Nicht durch das, was uns zustößt, sondern durch die Art und Weise, wie wir das Leben bewältigt haben, sind wir zu den Menschen geworden, die wir sind. Es ist sinnlos, zu fragen: „Warum sind die Menschen und die Menschheit Prüfungen ausgesetzt?“ Die Frage sollte vielmehr lauten: „Wie gehen wir mit Prüfungen um?“ Im ersten Fall wälzen wir die Verantwortung für unser Leben auf jemand anderen ab, im zweiten übernehmen wir selber Verantwortung.

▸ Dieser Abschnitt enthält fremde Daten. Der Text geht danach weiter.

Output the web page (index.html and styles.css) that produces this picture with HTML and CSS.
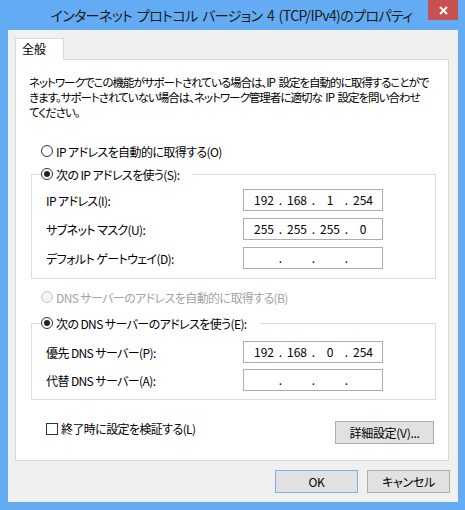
FILE: index.html
```html
<!DOCTYPE html>
<html lang="ja">
<head>
<meta charset="utf-8">
<title>インターネット プロトコル バージョン 4 (TCP/IPv4)のプロパティ</title>
<link rel="stylesheet" href="styles.css">
</head>
<body>
<div class="window">
  <div class="titlebar">
    <span class="title">インターネット プロトコル バージョン 4 (TCP/IPv4)のプロパティ</span>
    <span class="close" aria-label="閉じる">
      <svg width="9" height="9" viewBox="0 0 9 9"><path d="M1 1 L8 8 M8 1 L1 8" stroke="#fff" stroke-width="2" fill="none"/></svg>
    </span>
  </div>
  <div class="client">
    <div class="tabs"><div class="tab">全般</div></div>
    <div class="panel">
      <p class="intro">ネットワークでこの機能がサポートされている場合は、IP 設定を自動的に取得することがで<br>きます。サポートされていない場合は、ネットワーク管理者に適切な IP 設定を問い合わせ<br>てください。</p>

      <div class="radio-row"><span class="radio"></span><span>IP アドレスを自動的に取得する(O)</span></div>

      <div class="group group-ip">
        <div class="group-head"><span class="radio checked"></span><span>次の IP アドレスを使う(S):</span></div>
        <div class="fields">
          <span class="label">IP アドレス(I):</span>
          <div class="ip-box"><span>192</span><i>.</i><span>168</span><i>.</i><span>1</span><i>.</i><span>254</span></div>
          <span class="label">サブネット マスク(U):</span>
          <div class="ip-box"><span>255</span><i>.</i><span>255</span><i>.</i><span>255</span><i>.</i><span>0</span></div>
          <span class="label">デフォルト ゲートウェイ(D):</span>
          <div class="ip-box"><span></span><i>.</i><span></span><i>.</i><span></span><i>.</i><span></span></div>
        </div>
      </div>

      <div class="radio-row disabled dns-auto"><span class="radio"></span><span>DNS サーバーのアドレスを自動的に取得する(B)</span></div>

      <div class="group group-dns">
        <div class="group-head"><span class="radio checked"></span><span>次の DNS サーバーのアドレスを使う(E):</span></div>
        <div class="fields">
          <span class="label">優先 DNS サーバー(P):</span>
          <div class="ip-box"><span>192</span><i>.</i><span>168</span><i>.</i><span>0</span><i>.</i><span>254</span></div>
          <span class="label">代替 DNS サーバー(A):</span>
          <div class="ip-box"><span></span><i>.</i><span></span><i>.</i><span></span><i>.</i><span></span></div>
        </div>
      </div>

      <div class="footer">
        <div class="check-row"><span class="checkbox"></span><span>終了時に設定を検証する(L)</span></div>
        <button class="btn btn-advanced">詳細設定(V)...</button>
      </div>
    </div>
    <div class="dialog-buttons">
      <button class="btn btn-default">OK</button>
      <button class="btn">キャンセル</button>
    </div>
  </div>
</div>
</body>
</html>
```
FILE: styles.css
```css
* { box-sizing: border-box; }

html, body {
  margin: 0;
  padding: 0;
}

body {
  width: 465px;
  height: 510px;
  overflow: hidden;
  font-family: "Noto Sans CJK JP", "Noto Sans", sans-serif;
  font-size: 12px;
  letter-spacing: -0.6px;
  color: #000;
  font-feature-settings: "palt";
}

/* window frame */
.window {
  position: relative;
  width: 465px;
  height: 510px;
  background: #63acf3;
  padding: 0 7px 8px 8px;
  display: flex;
  flex-direction: column;
}

.titlebar {
  height: 30px;
  display: flex;
  align-items: center;
  justify-content: center;
}

.title {
  font-size: 14px;
  letter-spacing: -0.6px;
  word-spacing: 2px;
  color: #1b1b1b;
  margin-right: 3px;
  white-space: nowrap;
}

.close {
  position: absolute;
  top: 0;
  right: 7px;
  width: 30px;
  height: 20px;
  background: #c75050;
  display: flex;
  align-items: center;
  justify-content: center;
}

/* client area */
.client {
  flex: 1;
  background: #f0f0f0;
  padding: 8px 8px 0 7px;
  display: flex;
  flex-direction: column;
}

.tabs {
  display: flex;
  height: 21px;
}

.tab {
  position: relative;
  z-index: 1;
  width: 49px;
  height: 22px;
  background: #fff;
  border: 1px solid #d9d9d9;
  border-bottom: none;
  padding-left: 6px;
  line-height: 20px;
  letter-spacing: 0;
}

.panel {
  width: 434px;
  height: 402px;
  background: #fff;
  border: 1px solid #d9d9d9;
  padding: 0 0 0 15px;
}

.intro {
  margin: 15px 0 0 -2px;
  font-size: 11.5px;
  letter-spacing: -1px;
  word-spacing: 2px;
  line-height: 15px;
  white-space: nowrap;
}

/* radio buttons */
.radio-row {
  display: flex;
  align-items: center;
  height: 16px;
  margin: 23px 0 0 10px;
  gap: 3px;
  white-space: nowrap;
}

.radio {
  flex: none;
  width: 12px;
  height: 12px;
  border: 1px solid #333;
  border-radius: 50%;
  background: #fff;
  display: flex;
  align-items: center;
  justify-content: center;
}

.radio.checked::after {
  content: "";
  width: 6px;
  height: 6px;
  border-radius: 50%;
  background: #222;
}

.radio-row.disabled { color: #a3a3a3; }
.radio-row.disabled .radio { border-color: #c4c4c4; background: #f4f4f4; }

.dns-auto { margin-top: 10px; }

/* group boxes */
.group {
  width: 405px;
  border: 1px solid #dcdcdc;
  padding: 0 0 9px 14px;
}

.group-ip { margin-top: 15px; }
.group-dns { margin-top: 18px; padding-bottom: 8px; }

.group-head {
  display: flex;
  align-items: center;
  gap: 3px;
  width: max-content;
  height: 16px;
  margin: -9px 0 0 -5px;
  padding: 0 12px 0 0;
  background: #fff;
  white-space: nowrap;
}

.fields {
  display: grid;
  grid-template-columns: 197px 140px;
  row-gap: 7px;
  margin-top: 7px;
  align-items: center;
}

.group-dns .fields { margin-top: 10px; row-gap: 6px; }

.label { white-space: nowrap; }

.ip-box {
  height: 22px;
  border: 1px solid #abadb3;
  background: #fff;
  padding-left: 8px;
  display: grid;
  grid-template-columns: 24px 9px 24px 9px 24px 9px 24px;
  align-items: center;
  text-align: center;
  line-height: 20px;
  letter-spacing: 0;
}

.ip-box i { font-style: normal; }

/* footer of the tab page */
.footer {
  display: flex;
  justify-content: space-between;
  align-items: flex-start;
  margin-top: 21px;
  padding: 0 14px 0 15px;
}

.check-row {
  display: flex;
  align-items: center;
  gap: 3px;
  height: 13px;
  margin-top: 1px;
  white-space: nowrap;
}

.checkbox {
  width: 12px;
  height: 12px;
  border: 1px solid #333;
  background: #fff;
}

/* buttons */
.btn {
  height: 23px;
  width: 83px;
  padding: 0;
  background: #e1e1e1;
  border: 1px solid #adadad;
  font-family: inherit;
  font-size: 12px;
  letter-spacing: -0.3px;
  color: #000;
  font-feature-settings: "palt";
}

.btn-advanced { width: 99px; }

.btn-default { border-color: #78b2ec; }

.dialog-buttons {
  display: flex;
  justify-content: flex-end;
  gap: 9px;
  margin-top: 9px;
}
```
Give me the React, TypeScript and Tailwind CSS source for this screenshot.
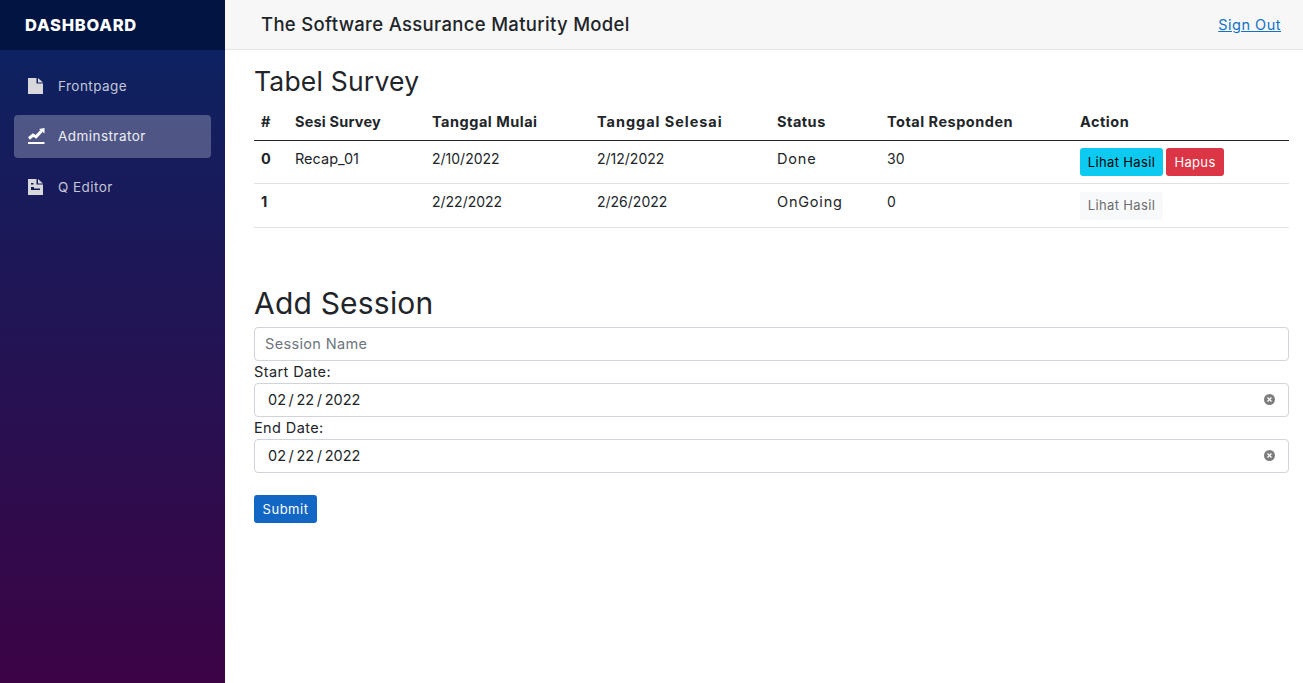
import React from "react";

const font = { fontFamily: '"Inter", "Open Sans", sans-serif' };

function NavItem({ icon, label, active }: { icon: React.ReactNode; label: string; active?: boolean }) {
  return (
    <div className={`flex h-[43px] items-center rounded-[4px] pl-[14px] ${active ? "bg-white/25 text-white/90" : "text-white/75"}`}>
      <span className="-mt-[2px] flex w-[17px] justify-start">{icon}</span>
      <span className="ml-[13px] text-[13.5px] tracking-[0.45px]">{label}</span>
    </div>
  );
}

const FileIcon = (
  <svg width="15" height="16" viewBox="0 0 15 16" fill="#d8d8dc">
    <path d="M0 0h8.500v5.500H15V16H0z" />
    <path d="M10 0l5 4.500h-5z" />
  </svg>
);
const ChartIcon = (
  <svg width="17" height="16" viewBox="0 0 17 16">
    <path d="M0 14h16.500v2H0z" fill="#fff" />
    <path d="M1 10.500 5 7l3 1.800L13.500 3" stroke="#fff" strokeWidth="3" fill="none" />
    <path d="M11 1l5.500-1v5.500z" fill="#fff" />
  </svg>
);
const DocIcon = (
  <svg width="15" height="16" viewBox="0 0 15 16" fill="#d8d8dc">
    <path fillRule="evenodd" d="M0 0h8.500v5.500H15V16H0zM3 4v1.500h2.500V4zM3 8v3h9V9.500H6V8z" />
    <path d="M10 0l5 4.500h-5z" />
  </svg>
);

function DateField() {
  return (
    <div className="flex h-[34px] items-center rounded-[4px] border border-[#ced4da] bg-white pl-[13px] pr-[13px]">
      <input readOnly value={"02\u2009/\u200922\u2009/\u20092022"} className="min-w-0 flex-1 bg-transparent text-[14.5px] text-[#212529] outline-none" />
      <svg width="11" height="11" viewBox="0 0 11 11">
        <circle cx="5.500" cy="5.500" r="5.500" fill="#7d7d7d" />
        <path d="M3.500 3.500l4 4M7.500 3.500l-4 4" stroke="#fff" strokeWidth="1.300" />
      </svg>
    </div>
  );
}

const th = "px-[7px] pb-[7px] pt-[13px] text-left align-top font-bold tracking-[0.5px]";
const td = "px-[7px] py-[7px] align-top tracking-[0.8px]";
const tdDate = "px-[7px] py-[7px] align-top text-[14px]";

export default function App() {
  return (
    <div style={font} className="flex min-h-[683px] bg-white text-[14.5px] text-[#212529]">
      <aside className="w-[225px] shrink-0 bg-[linear-gradient(180deg,#0a2463,#3c0345)]">
        <div className="flex h-[50px] items-center bg-[#021542] pl-[25px] text-[16.5px] font-extrabold tracking-[0.75px] text-white">DASHBOARD</div>
        <nav className="flex flex-col gap-[7px] px-[14px] pt-[15px]">
          <NavItem icon={FileIcon} label="Frontpage" />
          <NavItem icon={ChartIcon} label="Adminstrator" active />
          <div className="mt-px">
            <NavItem icon={DocIcon} label="Q Editor" />
          </div>
        </nav>
      </aside>
      <div className="min-w-0 flex-1">
        <header className="flex h-[50px] items-center justify-between border-b border-[#e5e5e5] bg-[#f7f7f7] pl-[36px] pr-[22px]">
          <div className="text-[18.5px] font-medium tracking-[0.32px] text-[#212529]">The Software Assurance Maturity Model</div>
          <a href="#" className="text-[14.5px] tracking-[0.5px] text-[#1272c4] underline">Sign Out</a>
        </header>
        <main className="pl-[29px] pr-[14px]">
          <h1 className="mt-[14px] text-[26.5px] leading-[34px] font-normal tracking-[0.2px]">Tabel Survey</h1>
          <table className="w-full table-fixed border-collapse">
            <colgroup>
              <col className="w-[34px]" />
              <col className="w-[137px]" />
              <col className="w-[165px]" />
              <col className="w-[180px]" />
              <col className="w-[110px]" />
              <col className="w-[193px]" />
              <col />
            </colgroup>
            <thead>
              <tr className="border-b border-[#212529]">
                <th className={th}>#</th>
                <th className="px-[7px] pb-[7px] pt-[13px] text-left align-top font-bold tracking-[0.2px]">Sesi Survey</th>
                <th className={th}>Tanggal Mulai</th>
                <th className="px-[7px] pb-[7px] pt-[13px] text-left align-top font-bold tracking-[0.95px]">Tanggal Selesai</th>
                <th className={th}>Status</th>
                <th className={th}>Total Responden</th>
                <th className={th}>Action</th>
              </tr>
            </thead>
            <tbody>
              <tr className="h-[43px] border-b border-[#dee2e6]">
                <td className={`${td} font-bold`}>0</td>
                <td className="px-[7px] py-[7px] align-top">Recap_01</td>
                <td className={tdDate}>2/10/2022</td>
                <td className={tdDate}>2/12/2022</td>
                <td className={td}>Done</td>
                <td className={tdDate}>30</td>
                <td className="px-[7px] py-[7px] align-top">
                  <div className="flex gap-[3px]">
                    <button className="h-[28px] w-[83px] rounded-[3px] bg-[#0dcaf0] pt-px text-[13px] tracking-[0.35px] text-black">Lihat Hasil</button>
                    <button className="h-[28px] w-[58px] rounded-[3px] bg-[#dc3545] pt-px text-[13px] tracking-[0.35px] text-white">Hapus</button>
                  </div>
                </td>
              </tr>
              <tr className="h-[44px] border-b border-[#dee2e6]">
                <td className={`${td} font-bold`}>1</td>
                <td className={td}></td>
                <td className={tdDate}>2/22/2022</td>
                <td className={tdDate}>2/26/2022</td>
                <td className={td}>OnGoing</td>
                <td className={tdDate}>0</td>
                <td className="px-[7px] py-[7px] align-top">
                  <button className="mt-px h-[28px] w-[83px] rounded-[3px] bg-[#f8f9fa] text-[13px] tracking-[0.35px] text-[#6c6c6c]">Lihat Hasil</button>
                </td>
              </tr>
            </tbody>
          </table>
          <h2 className="mt-[56px] text-[30px] leading-[38px] font-normal tracking-[0.2px]">Add Session</h2>
          <form className="mt-[5px]">
            <input placeholder="Session Name" className="block h-[34px] w-full rounded-[4px] border border-[#ced4da] px-[10px] text-[14.5px] tracking-[0.35px] outline-none placeholder:text-[#6c757d]" />
            <label className="block h-[22px] text-[14.5px] leading-[22px] tracking-[0.4px]">Start Date:</label>
            <DateField />
            <label className="block h-[22px] text-[14.5px] leading-[22px] tracking-[0.4px]">End Date:</label>
            <DateField />
            <button type="button" className="mt-[22px] h-[28px] w-[63px] rounded-[3px] bg-[#1266c4] pt-px text-[13px] tracking-[0.5px] text-white">Submit</button>
          </form>
        </main>
      </div>
    </div>
  );
}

Der Psalmdichter begreift, dass Gottes Liebe ihn sein ganzes Leben lang begleitet. Diese Liebe, die Liebe von und zu Gott, ist für ihn die alles beherrschende Realität. Wir können noch einen Schritt weitergehen und sagen: Gott geschieht dort, wo Menschen einander lieben. „Du sollst den HERRN, deinen Gott, lieben mit ganzem Herzen und ganzer Seele… Du sollst deinen Nächsten lieben wie dich selbst.“

Glaube ohne Liebe ist leer. So lesen wir in 1 Johannes 4 (Vers 7-8): „Ihr Lieben, lasst uns einander lieb haben; denn die Liebe ist von Gott, und wer liebt, der ist aus Gott geboren und kennt Gott. Wer nicht liebt, der kennt Gott nicht; denn Gott ist Liebe.“

Wer schwierige Zeiten durchmacht und durch Familie oder Freunde Liebe erfährt, wer durch die Gemeinde – eine „Wolke von Zeugen“ – getragen und umringt wird, dessen Beziehung zu Gott kann sich in der Tat verändern, aber im positiven Sinne. Gott offenbart sich in der Zuwendung und im Mit-Leid. Ubi caritas et amor, Deus ibi est. Wo Güte ist und Liebe, da ist Gott.